Si el mar está limpio es porque se lava con todas las esponjas que quiere o lo natural sería que los pájaros dormidos se cayesen de los árboles provocan la sonrisa. Es uno de esos días en que el viento quiere hablar o lo más bonito de la vida es perder el tren mientras se come en el restorán de la estación conmueven. No hay que olvidar que el día del diluvio universal los que sabían nadar también se ahogaron o no olvidéis que el ángel inventó la espada sobrecogen, y nos deja curiosos leer que nadie lo notará, pero esas nubes están al revés o si ¿las sillas están sentadas o de pie?

Cabe tejer guirnaldas de greguerías como lo fue haciendo el propio Ramón en esas sucesivas selecciones que publicaba para ir tirando con las escasas monedas que le daban sus editores, en definitiva, valientes, porque nunca se vendieron bien sus libros. Como homenaje personal en este año de 1988 de su centenario -nació en Madrid el 3 de julio de 1888-, voy a tejerle una guirnalda con algunas de las greguerías que dedicó a la mujer. Por añadidura, parecen desvelarnos algo de la intimidad de un hombre que habló tanto sobre todo, pero poco sobre ellas, aunque resultaran tan influyentes en su vida. He aquí mi guirnalda:

Cuando ella salió del baño se guarecían en las ostras de sus orejas dos bonitas perlas. Dejó escapar de su pañuelo la mariposa de su perfume. Cuando la mujer se pone una media en la mano para ver si tiene un punto saltado, su brazo toma perversión de pierna. Todas las Venus se parecen por detrás. Lo que hace fieramente traidoras a las mujeres es que piensan que todos los hombres son iguales, y lo que pierde a los hombres es que creen que todas las mujeres son diferentes. Cierta mujer no es todas las mujeres, ni todas las mujeres son cierta mujer. ésa es la tragedia de la vida. Lo malo de elegir mal a la mujer es que se acaban a la vez la soledad y la compañía. La diferencia del hombre con la mujer es que el hombre cree que enhebrando la aguja con el más largo hilo le podrá durar toda la vida, y la mujer sabe que la hebra debe ser siempre corta.
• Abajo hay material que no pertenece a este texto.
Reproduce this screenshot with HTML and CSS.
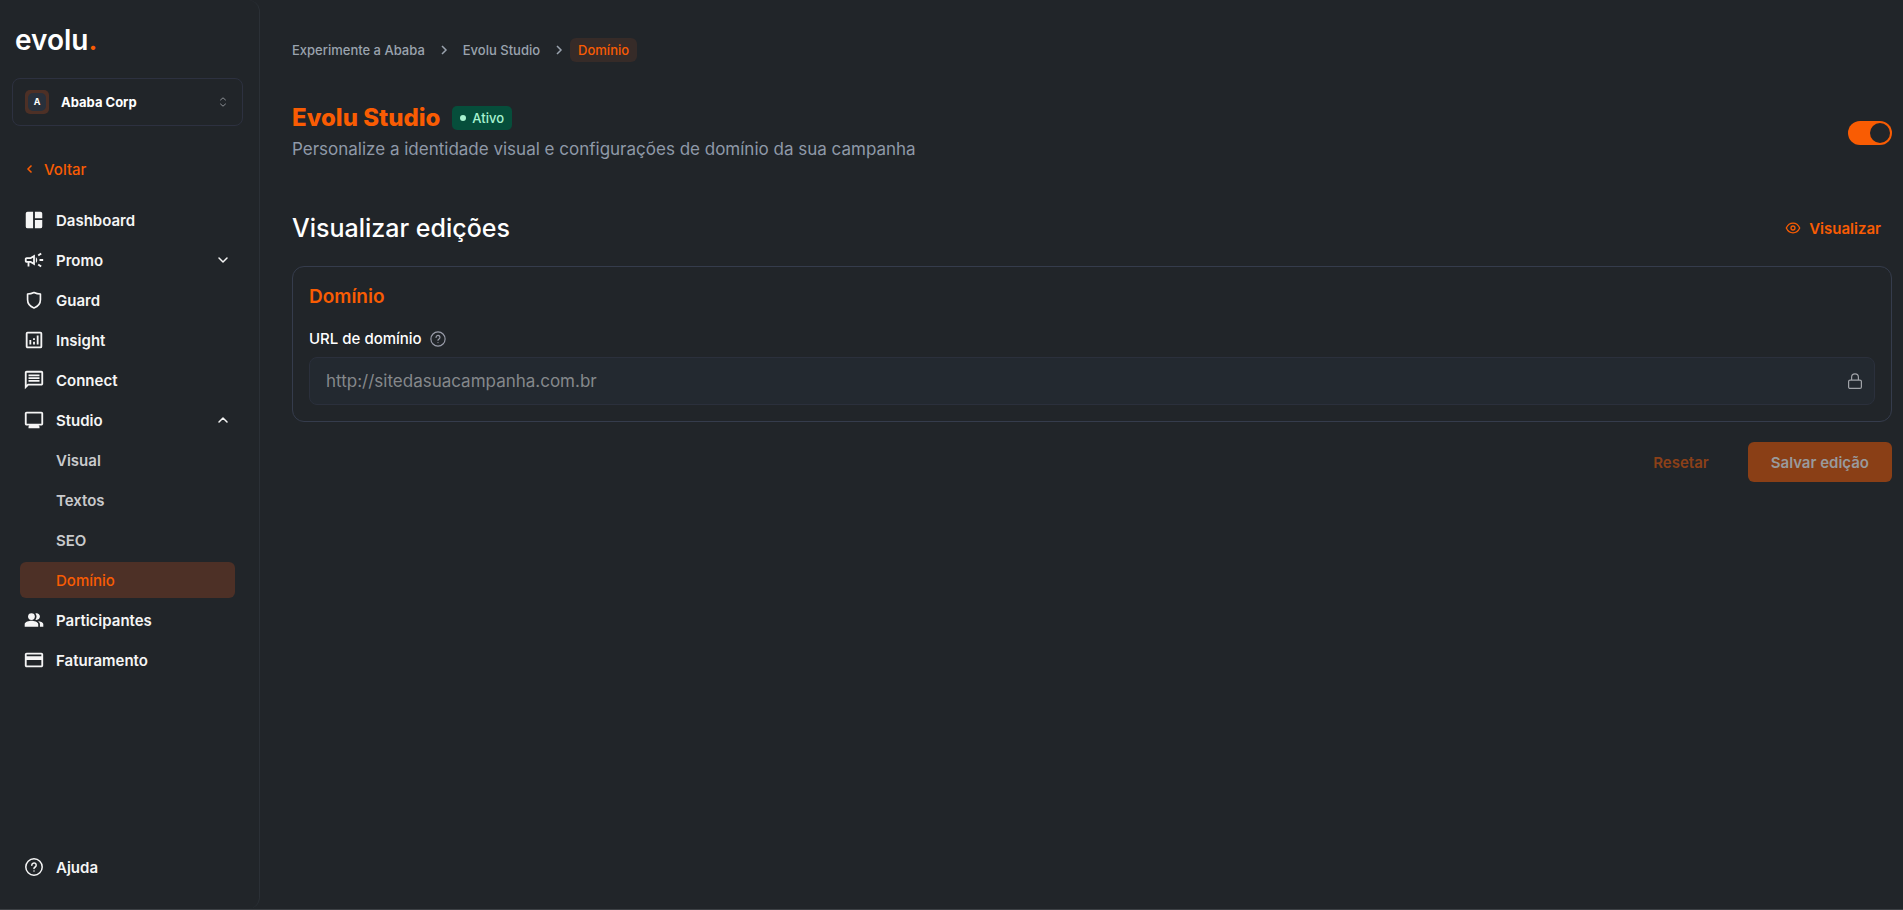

Yo espero con interés los homenajes y estudios que novelistas, poetas y periodistas, y en general los escritores. actuales-¡aquí te espero, Francisco Umbral y- dedicarán, sin duda, en este primer centenario de su nacimiento al que fue gran novelista, entrañable poeta en prosa y caudaloso periodista. Ramón fue uno de esos torrentes que de pronto surgen en la literatura española, como lo fue Lope de Vega y lo hubiera sido García Lorca de no haberle malogrado. Pero entre todos aquellos, son los periodistas los más obligados a cantar sus alabanzas, porque fue su colega al publicar miles de artículos en los principales diarios y revistas del orbe hispánico y al realizar aquellas originales entrevistas con las cosas: el farol callejero, el sifón, las desvencijadas chimeneas de los tejados madrileños o la muñeca de cera. A esos periodistas les debería conmover un de sus penúltimas greguerías: Un periódico caído en el suelo es el fantasma de un esfuerzo. Porque la última greguería, fiel reflejo de su experiencia de intelectual en tierra de infieles, fue decir: El escritor se siente echado de este mundo, lanzado, y es como el toro, al que no se aplaude sino cuando muere y lo arrastran.